HYDE PARK — The University of Chicago is holding a forum on tensions between academic freedom and diversity on campus when students return for the winter quarter.

In August, the university became the center of debate about academic freedom when Jay Ellison, dean of students, wrote to incoming freshmen that the university would not support “intellectual safe spaces” or “trigger warnings.”

Faculty leaders are now addressing the balance between academic freedom and protections for marginalized groups directly with a panel discussion on Tuesday, the day students return to campus for the winter quarter.

The forum involves many of the university academics who in September tried to clarify the university’s position, including law professor Geoffrey Stone, because the university’s policies do support the tools decried in the letter.

“The issues about academic freedom are about canceling speakers, intimidating students and faculty from saying things, demanding that the university punish students for saying things that other students don't like. That's the threat,” Stone told “On the Media” in September. “It’s not about trigger warnings, frankly, and safe spaces.
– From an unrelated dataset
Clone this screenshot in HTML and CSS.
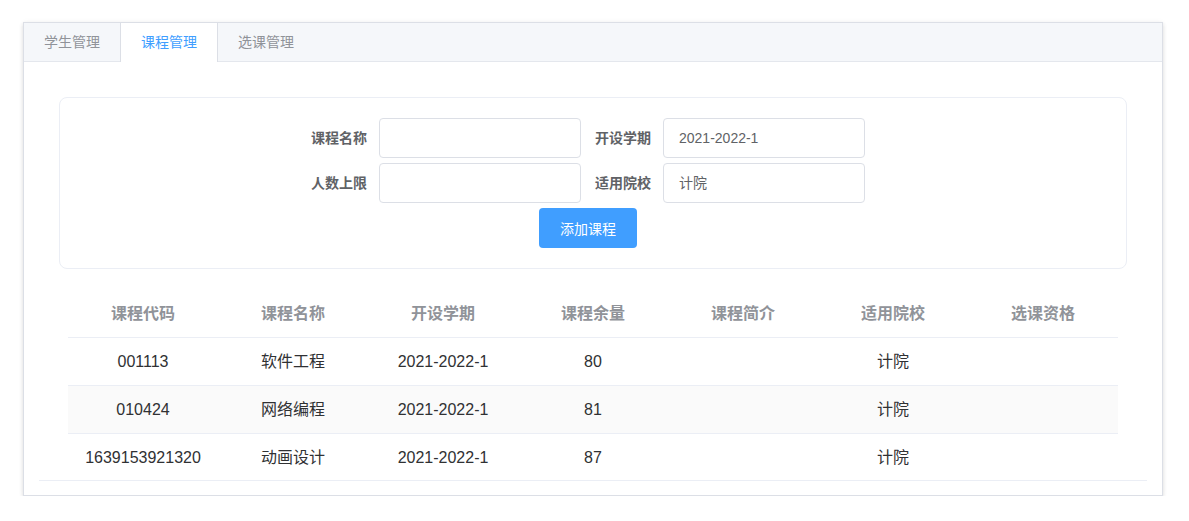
FILE: index.html
```html
<!DOCTYPE html>
<html lang="zh">
<head>
<meta charset="utf-8">
<title>课程管理</title>
<link rel="stylesheet" href="styles.css">
</head>
<body>
<div class="card">
  <div class="tabs">
    <div class="tab">学生管理</div>
    <div class="tab active">课程管理</div>
    <div class="tab">选课管理</div>
  </div>
  <div class="content">
    <div class="form-box">
      <div class="form-grid">
        <label class="label">课程名称</label>
        <div class="input"></div>
        <label class="label">开设学期</label>
        <div class="input">2021-2022-1</div>
        <label class="label">人数上限</label>
        <div class="input"></div>
        <label class="label">适用院校</label>
        <div class="input">计院</div>
        <button class="btn">添加课程</button>
      </div>
    </div>
    <div class="table-wrap">
      <div class="table">
        <div class="row head">
          <div>课程代码</div><div>课程名称</div><div>开设学期</div><div>课程余量</div><div>课程简介</div><div>适用院校</div><div>选课资格</div>
        </div>
        <div class="row">
          <div>001113</div><div>软件工程</div><div>2021-2022-1</div><div>80</div><div></div><div>计院</div><div></div>
        </div>
        <div class="row striped">
          <div>010424</div><div>网络编程</div><div>2021-2022-1</div><div>81</div><div></div><div>计院</div><div></div>
        </div>
        <div class="row last">
          <div>1639153921320</div><div>动画设计</div><div>2021-2022-1</div><div>87</div><div></div><div>计院</div><div></div>
        </div>
      </div>
    </div>
  </div>
</div>
</body>
</html>
```
FILE: styles.css
```css
* { box-sizing: border-box; }
html, body { margin: 0; padding: 0; background: #fff; }
body {
  font-family: "Liberation Sans", "Noto Sans CJK SC", sans-serif;
  padding: 22px 0 0 23px;
}
.card {
  width: 1140px;
  border: 1px solid #dcdfe6;
  background: #fff;
  box-shadow: 0 2px 4px rgba(0,0,0,.12), 0 0 6px rgba(0,0,0,.04);
}
.tabs {
  display: flex;
  height: 39px;
  background: #f5f7fa;
  border-bottom: 1px solid #e4e7ed;
}
.tab {
  height: 38px;
  line-height: 39px;
  padding: 0 20px;
  font-size: 14px;
  color: #909399;
}
.tab.active {
  background: #fff;
  color: #409eff;
  border-left: 1px solid #dcdfe6;
  border-right: 1px solid #dcdfe6;
  height: 39px;
}
.content { padding: 15px 15px 14px; }
.form-box {
  margin: 20px 20px 0;
  border: 1px solid #ebeef5;
  border-radius: 8px;
  padding: 20px 0;
  display: flex;
  justify-content: center;
}
.form-grid {
  display: grid;
  grid-template-columns: 82px 202px 82px 202px;
  row-gap: 5px;
  margin-right: 24px;
}
.label {
  font-size: 14px;
  font-weight: bold;
  color: #606266;
  text-align: right;
  padding-right: 12px;
  line-height: 40px;
}
.input {
  height: 40px;
  border: 1px solid #dcdfe6;
  border-radius: 4px;
  padding: 0 15px;
  font-size: 14px;
  line-height: 38px;
  color: #606266;
}
.btn {
  grid-column: 1 / 5;
  justify-self: center;
  margin-left: 14px;
  width: 98px;
  height: 40px;
  border: none;
  border-radius: 4px;
  background: #409eff;
  color: #fff;
  font-family: inherit;
  font-size: 14px;
  padding: 0;
}
.table-wrap {
  margin-top: 21px;
  border-bottom: 1px solid #ebeef5;
}
.table { width: 1050px; margin: 0 auto; }
.row {
  display: grid;
  grid-template-columns: repeat(7, 150px);
  height: 48px;
  border-bottom: 1px solid #ebeef5;
  font-size: 16px;
  color: #303133;
}
.row > div {
  text-align: center;
  line-height: 47px;
}
.row.head { color: #909399; font-weight: bold; }
.row.striped { background: #fafafa; }
.row.last { border-bottom: none; height: 46px; }
```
“It's about the effort to exclude from universities the expression of ideas that some students disagree with. That's the threat to academic freedom. And it is as serious a threat as we've seen in the last 40 years.”

The controversy arose because the term “safe space” is more commonly used at the university to denote a space where marginalized groups can gather without fear of persecution.

Trigger warnings have become a hot button issue because, though they started as a warning for students to prepare themselves for emotionally difficult subjects, they have come to represent a way for students to avoid topics they find distasteful or disagreeable.

Students at the university reacted harshly to the dean’s disapproval of the terms, which they said appeared ignorant of how the tools are actually used on the U. of C. campus to support academic freedom.

The panel will discuss academic freedom means on the Hyde Park campus and what it has come to mean more broadly at universities.

The discussion will be moderated by Gina Miranda Samuels, an associate professor at the university’s School of Social Service Administration and a faculty affiliate of the Center for the Study of Race, Politics and Culture.

The panelists include Stone and John Boyer, dean of the undergraduate college at the university. Also participating will be Zareena Grewal, associate professor in the departments of American studies and religious studies and the program in ethnicity, race and migration at Yale University, and Lorraine Gutiérrez, a professor of social work and psychology at the University of Michigan.

The event starts at 4:30 p.m. in the lobby of the Social Services Administration building, 969 E. 60th St., and is free and open to the public.